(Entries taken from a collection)

-- Start --

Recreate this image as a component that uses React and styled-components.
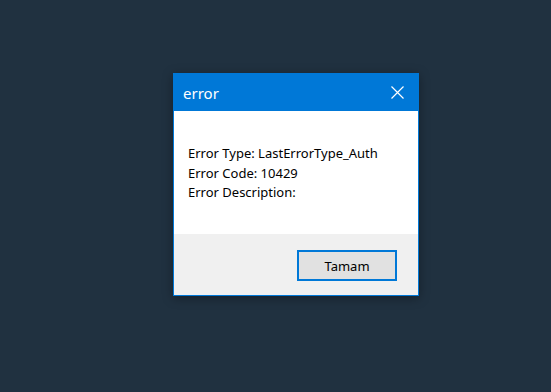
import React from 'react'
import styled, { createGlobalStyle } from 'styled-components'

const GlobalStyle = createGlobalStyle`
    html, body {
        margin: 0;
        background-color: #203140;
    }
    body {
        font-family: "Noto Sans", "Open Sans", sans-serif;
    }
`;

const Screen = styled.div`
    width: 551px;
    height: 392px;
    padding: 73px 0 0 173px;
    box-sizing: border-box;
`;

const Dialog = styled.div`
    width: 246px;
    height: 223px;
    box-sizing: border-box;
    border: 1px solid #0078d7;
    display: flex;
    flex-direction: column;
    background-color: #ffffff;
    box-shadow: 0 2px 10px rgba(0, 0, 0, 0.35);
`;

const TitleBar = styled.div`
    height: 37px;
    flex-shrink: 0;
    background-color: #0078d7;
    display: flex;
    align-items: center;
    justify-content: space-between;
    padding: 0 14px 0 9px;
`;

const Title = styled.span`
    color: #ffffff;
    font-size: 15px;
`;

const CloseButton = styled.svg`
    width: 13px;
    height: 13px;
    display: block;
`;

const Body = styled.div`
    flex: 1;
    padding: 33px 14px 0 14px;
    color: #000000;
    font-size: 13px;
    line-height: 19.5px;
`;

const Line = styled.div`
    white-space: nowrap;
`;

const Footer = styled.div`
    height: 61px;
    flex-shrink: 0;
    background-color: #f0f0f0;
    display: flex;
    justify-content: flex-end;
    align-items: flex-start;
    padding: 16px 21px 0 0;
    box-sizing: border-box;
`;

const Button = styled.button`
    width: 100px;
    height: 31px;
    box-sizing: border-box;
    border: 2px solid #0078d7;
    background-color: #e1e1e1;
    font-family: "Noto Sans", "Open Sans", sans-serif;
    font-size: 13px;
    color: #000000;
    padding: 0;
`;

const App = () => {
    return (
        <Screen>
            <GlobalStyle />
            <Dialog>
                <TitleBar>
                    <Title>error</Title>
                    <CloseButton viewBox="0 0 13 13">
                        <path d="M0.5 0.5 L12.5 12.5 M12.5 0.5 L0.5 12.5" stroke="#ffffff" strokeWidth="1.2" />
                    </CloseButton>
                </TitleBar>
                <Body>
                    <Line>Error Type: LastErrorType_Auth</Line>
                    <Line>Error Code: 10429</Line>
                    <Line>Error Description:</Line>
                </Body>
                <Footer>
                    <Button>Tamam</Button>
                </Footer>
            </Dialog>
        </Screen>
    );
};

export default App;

-- End --
-- Start --

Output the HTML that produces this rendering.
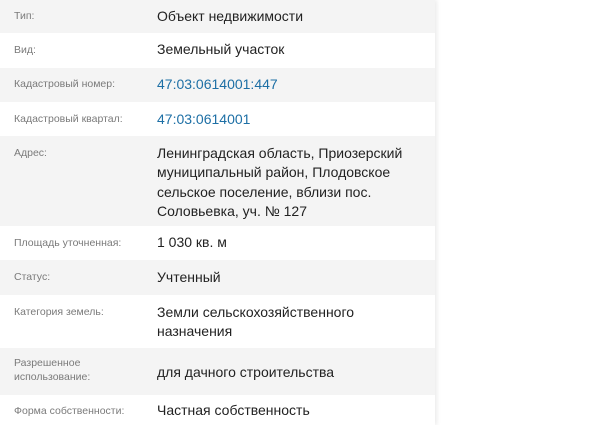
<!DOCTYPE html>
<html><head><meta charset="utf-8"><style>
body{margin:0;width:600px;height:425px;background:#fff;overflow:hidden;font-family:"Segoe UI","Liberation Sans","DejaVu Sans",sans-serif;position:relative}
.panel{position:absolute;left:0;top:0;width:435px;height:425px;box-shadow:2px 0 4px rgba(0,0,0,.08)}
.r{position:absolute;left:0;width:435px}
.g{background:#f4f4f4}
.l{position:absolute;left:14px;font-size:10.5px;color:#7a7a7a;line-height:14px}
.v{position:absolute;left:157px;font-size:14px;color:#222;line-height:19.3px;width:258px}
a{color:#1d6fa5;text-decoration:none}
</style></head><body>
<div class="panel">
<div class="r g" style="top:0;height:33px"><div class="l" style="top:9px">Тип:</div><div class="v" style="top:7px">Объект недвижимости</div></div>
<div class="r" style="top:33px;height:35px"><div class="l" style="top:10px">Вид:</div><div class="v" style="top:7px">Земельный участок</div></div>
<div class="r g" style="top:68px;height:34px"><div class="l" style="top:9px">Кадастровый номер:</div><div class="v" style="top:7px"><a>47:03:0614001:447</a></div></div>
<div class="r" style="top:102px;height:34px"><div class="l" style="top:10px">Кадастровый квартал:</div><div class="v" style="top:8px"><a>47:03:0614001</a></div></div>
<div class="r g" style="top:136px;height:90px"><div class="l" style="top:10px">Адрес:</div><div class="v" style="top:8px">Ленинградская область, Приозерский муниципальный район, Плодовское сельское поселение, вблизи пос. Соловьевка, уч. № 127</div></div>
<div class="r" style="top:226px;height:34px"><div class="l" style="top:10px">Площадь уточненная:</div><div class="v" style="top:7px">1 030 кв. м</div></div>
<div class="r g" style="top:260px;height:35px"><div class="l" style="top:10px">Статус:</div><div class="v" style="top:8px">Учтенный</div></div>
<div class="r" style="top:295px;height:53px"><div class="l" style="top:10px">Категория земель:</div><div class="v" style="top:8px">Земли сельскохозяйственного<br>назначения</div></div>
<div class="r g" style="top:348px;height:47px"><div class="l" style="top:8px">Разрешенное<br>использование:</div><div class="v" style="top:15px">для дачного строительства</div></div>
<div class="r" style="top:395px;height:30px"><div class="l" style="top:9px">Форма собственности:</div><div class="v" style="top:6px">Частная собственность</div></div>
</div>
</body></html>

-- End --

INSTRUCTION:
Search the entries for the word "styled" and copy every line that has it.

ANSWER:
Recreate this image as a component that uses React and styled-components.
import styled, { createGlobalStyle } from 'styled-components'
const Screen = styled.div`
const Dialog = styled.div`
const TitleBar = styled.div`
const Title = styled.span`
const CloseButton = styled.svg`
const Body = styled.div`
const Line = styled.div`
const Footer = styled.div`
const Button = styled.button`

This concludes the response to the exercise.